The Cretaceous Western Interior Basin is generally thought of as a foreland basin because of the asymmetric westward-thickening sediment wedge and its relationship to the Sevier thrust belt along its western margin. However, flexural backstripping results document clearly that only along a narrow band, about 120 - 180 km wide, directly in front of the thrust belt, was the subsidence driven by the load of the Sevier thrust belt. Backstripped and decompacted cross sections of the Upper Cretaceous succession across central Utah and Colorado and southern Wyoming reveal a component of continuously evolving long-wavelength residual subsidence, characterized by an initial maximum subsidence in the west and transforming into a subsiding “trough” that migrated eastward over time in perfect synchrony with the west-to-east passage of the Farallon slab, as reconstructed from tomography based on quantitative inverse models. This subsidence component is additive to well-understood subsidence driven by the thrust belt and associated sediment and water loads.

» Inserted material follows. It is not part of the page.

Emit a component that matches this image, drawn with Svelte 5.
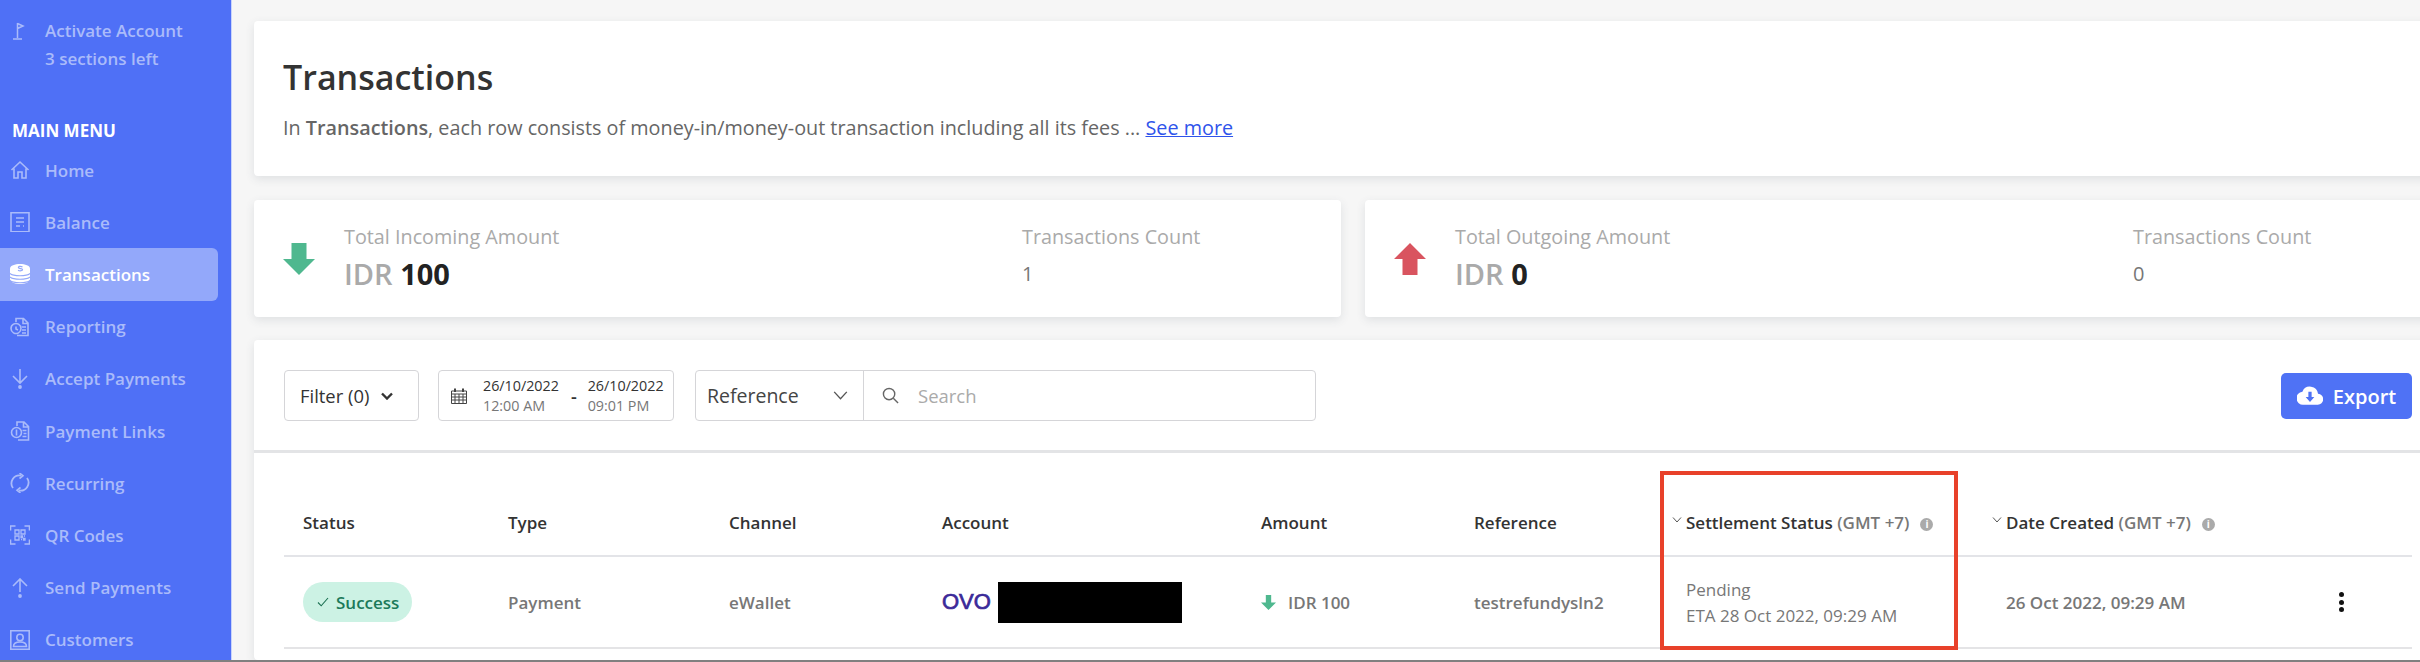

The new residual subsidence data permit rigorous testing of existing geodynamic models, and reveals that the residual subsidence is of dynamic topographic nature and that the major driver behind the Western Interior Basin was subduction of the Farallon plate. The subduction created buoyancy-induced mantle flow with a downward drag on the crust. Moreover, regional variations in subsidence rates suggest a possible deficit of negative buoyancy (mantle loading) inside the slab beneath Colorado, supporting the hypothesis that a thick flat slab beneath Colorado represents a subducted oceanic plateau. Outside this plateau, as for example in Wyoming, the normal thickness of the subducted plate would cause greater subsidence.

Reconstructed subsidence profiles across Utah, Colorado and Wyoming all demonstrate variations in subsidence on a spatial scale of about 100 km after about 80 Ma. This spacing is the typical length scale of the subsequent Laramide basins and ranges. These short wavelength ‘spikes’ in the broad dynamic subsidence profiles, therefore, are thought to reflect the onset of Laramide-style uplifts at depth.

Overall, this paper documents how the Cretaceous stratigraphy records the timing, patterns and position of underlying mantle processes during Farallon slab subduction.